Garcia saw his salvation on Stateside after he stole the limelight from Woods despite finishing second in the USPGA Championship just a month after Carnoustie. America took him to heart and after two PGA Tour victories in 2001 he won the first tournament of this year, the Mercedes Championships. Top 10 finishes in the Masters and US Open – when he was in the final group with Woods on the final day but could only finish fourth – delivered Garcia to Muirfield this year as a strongly-tipped fancy. That he won the Amateur Championship at this great East Lothian links in 1998 only lowered his odds with the bookmakers.

The first two rounds were quiet by Sergio standards. A level par 71 on the first day was noteworthy only because he came back in 32, three under par. On Friday he found his stride on the back nine again when a 33 added to his outward 36 took him to two-under par and to the fringes of the leaderboard. Garcia had barely had a mention coming into Saturday but found himself just four shots off the lead and with Ballesteros and Olazabal either missing the cut or missing in action the Spanish were looking to their young conquistador for a charge.

But Garcia now sees the big picture – the one with the rest of the field in it – and after taking that bogey on the seventh, Garcia realised that yesterday's heroes would be the ones who kept their heads out of the clouds, their balls out of the rough and their score in the red.
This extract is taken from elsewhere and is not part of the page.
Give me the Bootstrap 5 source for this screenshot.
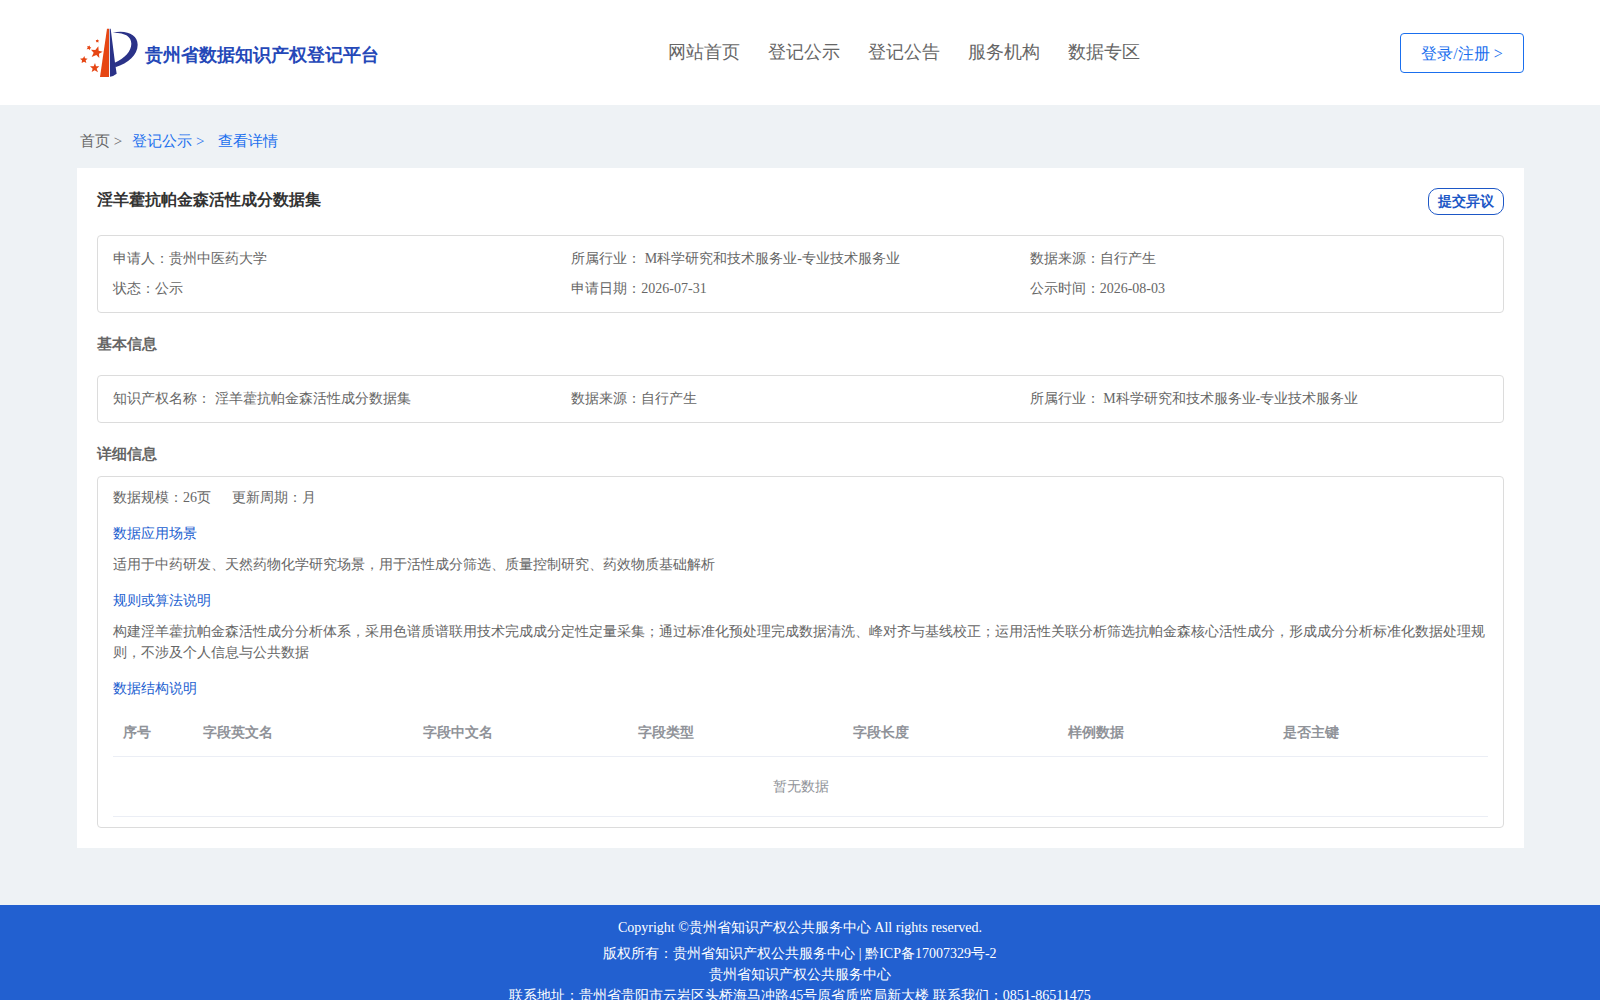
<!DOCTYPE html>
<html lang="en">
<head>
<meta charset="utf-8">
<meta name="viewport" content="width=device-width, initial-scale=1">
<title>贵州省数据知识产权登记平台</title>
<link href="https://cdn.jsdelivr.net/npm/bootstrap@5.3.0/dist/css/bootstrap.min.css" rel="stylesheet">
<style>
  body { font-family: "Liberation Serif", serif; font-size: 14px; line-height: 21px; color: #666; background: #eef2f5; }
  a { text-decoration: none; }
  .page-gutter { padding-left: 77px; padding-right: 76px; }
  .site-header { height: 105px; background: #fff; }
  .site-brand { width: 331px; color: #2548b8; font-size: 18px; font-weight: 700; gap: 7px; padding-left: 3px; }
  .brand-name { padding-top: 5px; }
  .site-nav { gap: 28px; font-size: 18px; padding-bottom: 2px; }
  .site-nav .nav-link { padding: 0; color: #666; line-height: 26px; }
  .login-btn { --bs-btn-color: #1a6fee; --bs-btn-border-color: #1a6fee; --bs-btn-border-radius: 4px; --bs-btn-font-size: 16px; --bs-btn-line-height: 24px; min-width: 124px; padding: 8px 20px 6px; font-family: inherit; }
  .crumbs { font-size: 15px; padding: 25px 3px 16px; line-height: 22px; }
  .crumbs a { color: #666; margin-right: 10px; }
  .crumbs a + a { margin-right: 14px; }
  .crumbs a.crumb-blue, .crumbs .crumb-blue { color: #1a6fee; }
  .detail-panel { background: #fff; padding: 20px; }
  .panel-title { font-size: 16px; line-height: 24px; font-weight: 700; color: #333; margin: 0; }
  .objection-btn { --bs-btn-color: #1d57c6; --bs-btn-border-color: #1d57c6; --bs-btn-border-radius: 10px; --bs-btn-padding-x: 9px; --bs-btn-padding-y: 2px; --bs-btn-font-size: 14px; --bs-btn-line-height: 21px; --bs-btn-font-weight: 700; font-family: inherit; }
  .section-title { font-size: 15px; line-height: 22px; font-weight: 700; color: #666; margin: 0; }
  .detail-title { padding: 20px 0 11px; }
  .info-box { border: 1px solid #dcdcdc; border-radius: 4px; padding: 8px 15px; }
  .info-box .row { --bs-gutter-x: 0; line-height: 30px; }
  .detail-box { padding: 10px 15px; }
  .scale-row { gap: 21px; }
  .sub-title { font-size: 14px; line-height: 21px; color: #2260d0; margin: 15px 0 10px; font-weight: 400; }
  .field-table { --bs-table-color: #909399; --bs-table-bg: transparent; --bs-table-border-color: #ebeef5; --bs-border-color: #ebeef5; color: #909399; table-layout: fixed; margin: 0; border-color: #ebeef5; }
  .field-table th { padding: 13px 10px; font-weight: 700; }
  .field-table td { padding: 19px 10px; }
  .col-index { width: 80px; }
  .col-name { width: 220px; }
  .site-footer { background: #2260d0; color: #fff; margin-top: 57px; padding: 12px 0 20px; }
  .site-footer a { color: #fff; }
  .copyright-line { margin-bottom: 5px; }
</style>
<script src="https://cdn.jsdelivr.net/npm/bootstrap@5.3.0/dist/js/bootstrap.bundle.min.js"></script>
</head>
<body>
<header class="site-header page-gutter d-flex align-items-center justify-content-between">
  <a href="#" class="site-brand d-flex align-items-center">
    <svg width="58" height="50" viewBox="60 55 174 150" aria-hidden="true">
      <path fill="#e64614" d="M141 57h6v145h-27z"/>
      <path fill="#2a3288" d="M149 57h3l13 102 5 33q-10 8-20 9z"/>
      <path fill="#2a3288" d="M158 69C200 60 233 75 233 105c0 30-28 55-67 68l-2-14c30-14 50-34 50-57 0-22-20-34-56-33z"/>
      <g fill="#e64614">
        <path d="M115 110l1 13 12 3-11 6 1 13-9-9-14 6 6-13-8-9 13 1z"/>
        <path d="M105 160l3 10h10l-8 7 4 11-10-6-9 5 3-10-8-7h11z"/>
        <path d="M73 139l2 7 8 1-6 5 2 8-7-4-7 4 1-8-6-5 9-1z"/>
        <path d="M89 107l1 5 4 2-4 3-1 5-3-4-6 1 3-5-1-5 5 1z"/>
        <path d="M112 89l2 3 4 1-3 2v4l-3-2-4 1 1-4-2-3h4z"/>
      </g>
    </svg>
    <span class="brand-name">贵州省数据知识产权登记平台</span>
  </a>
  <nav class="site-nav nav flex-nowrap">
    <a class="nav-link" href="#">网站首页</a>
    <a class="nav-link" href="#">登记公示</a>
    <a class="nav-link" href="#">登记公告</a>
    <a class="nav-link" href="#">服务机构</a>
    <a class="nav-link" href="#">数据专区</a>
  </nav>
  <button type="button" class="btn login-btn">登录/注册 &gt;</button>
</header>

<main class="page-gutter">
  <nav class="crumbs d-flex" aria-label="breadcrumb">
    <a href="#">首页 &gt;</a>
    <a href="#" class="crumb-blue">登记公示 &gt;</a>
    <span class="crumb-blue">查看详情</span>
  </nav>

  <section class="detail-panel">
    <div class="d-flex justify-content-between align-items-start mb-3 pb-1">
      <h1 class="panel-title">淫羊藿抗帕金森活性成分数据集</h1>
      <button type="button" class="btn objection-btn">提交异议</button>
    </div>

    <div class="info-box">
      <div class="row">
        <div class="col-4">申请人：贵州中医药大学</div>
        <div class="col-4">所属行业： M科学研究和技术服务业-专业技术服务业</div>
        <div class="col-4">数据来源：自行产生</div>
        <div class="col-4">状态：公示</div>
        <div class="col-4">申请日期：2026-07-31</div>
        <div class="col-4">公示时间：2026-08-03</div>
      </div>
    </div>

    <h2 class="section-title my-3 py-1">基本信息</h2>
    <div class="info-box">
      <div class="row">
        <div class="col-4">知识产权名称： 淫羊藿抗帕金森活性成分数据集</div>
        <div class="col-4">数据来源：自行产生</div>
        <div class="col-4">所属行业： M科学研究和技术服务业-专业技术服务业</div>
      </div>
    </div>

    <h2 class="section-title detail-title">详细信息</h2>
    <div class="info-box detail-box">
      <div class="scale-row d-flex">
        <span>数据规模：26页</span>
        <span>更新周期：月</span>
      </div>
      <h3 class="sub-title">数据应用场景</h3>
      <div>适用于中药研发、天然药物化学研究场景，用于活性成分筛选、质量控制研究、药效物质基础解析</div>
      <h3 class="sub-title">规则或算法说明</h3>
      <div>构建淫羊藿抗帕金森活性成分分析体系，采用色谱质谱联用技术完成成分定性定量采集；通过标准化预处理完成数据清洗、峰对齐与基线校正；运用活性关联分析筛选抗帕金森核心活性成分，形成成分分析标准化数据处理规则，不涉及个人信息与公共数据</div>
      <h3 class="sub-title">数据结构说明</h3>
      <table class="table field-table">
        <thead>
          <tr>
            <th scope="col" class="col-index">序号</th>
            <th scope="col" class="col-name">字段英文名</th>
            <th scope="col">字段中文名</th>
            <th scope="col">字段类型</th>
            <th scope="col">字段长度</th>
            <th scope="col">样例数据</th>
            <th scope="col">是否主键</th>
          </tr>
        </thead>
        <tbody>
          <tr><td colspan="7" class="text-center">暂无数据</td></tr>
        </tbody>
      </table>
    </div>
  </section>
</main>

<footer class="site-footer text-center">
  <div class="copyright-line">Copyright ©贵州省知识产权公共服务中心 All rights reserved.</div>
  <div>版权所有：贵州省知识产权公共服务中心 | <a href="#">黔ICP备17007329号-2</a></div>
  <div>贵州省知识产权公共服务中心</div>
  <div>联系地址：贵州省贵阳市云岩区头桥海马冲路45号原省质监局新大楼 联系我们：0851-86511475</div>
</footer>
</body>
</html>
He missed one fairway on the front nine, that bogey on the seventh, but this had already been negated with a birdie at the first.
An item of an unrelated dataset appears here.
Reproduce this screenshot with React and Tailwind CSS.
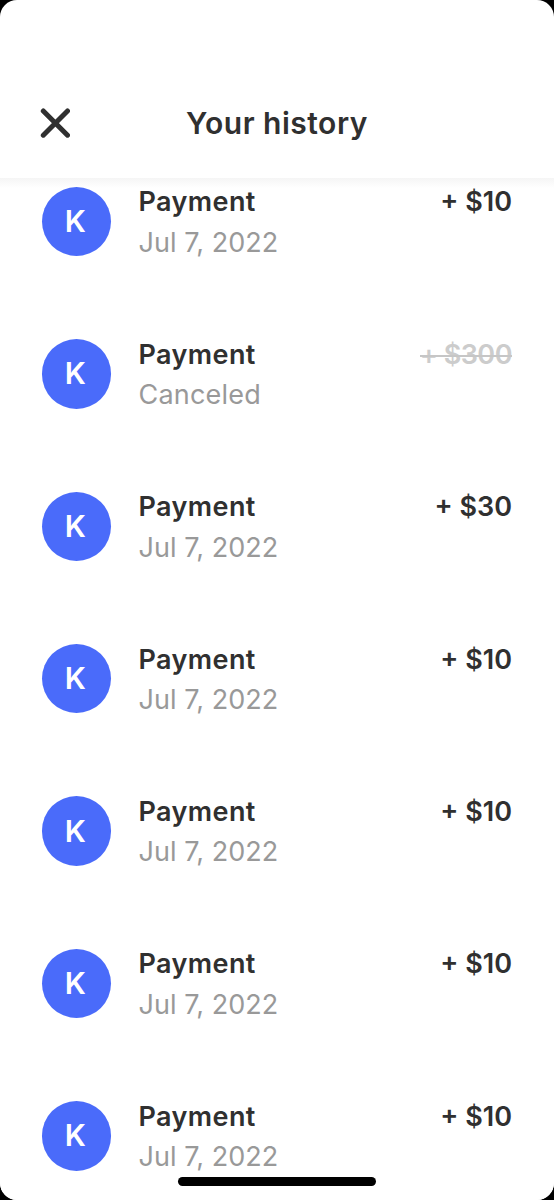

Garcia began his round in sunlight but as he stood on the 10th tee, still at two under, the conditions could not have been any different. Two woods later and Garcia still found himself short of the 10th green. "It was a great up and down," he said. The fighting four set the tone for the rest of the round. A bogey on the par-three 13th was the smallest drama he could expect, but two ups-and-downs at the 14th and 15th kept Garcia at one under. Then, into the teeth of the wind on the 17th, Garcia made one of the great birdies. He "ripped" a driver down the centre and then cleared the bunkers standing 100 yards from the green with a three-wood. "I was so happy to see that ball get over," he said. He was even happier when he put a nine-iron in close to move back to two under and could have finished with another birdie on the last, but a sub-par total in the conditions that he played them would have been almost scandalous.

"I feel like I shot five or six under today," Garcia said. When asked if he would rather be in the clubhouse on two under or out on the course at four under he said: "I would rather be in here in the warm than be out there on 11 under" The weather began to clear almost as he said it but by then he was right in the ball game anyway. Come rain or shine, Sergio will be gunning for Ernie.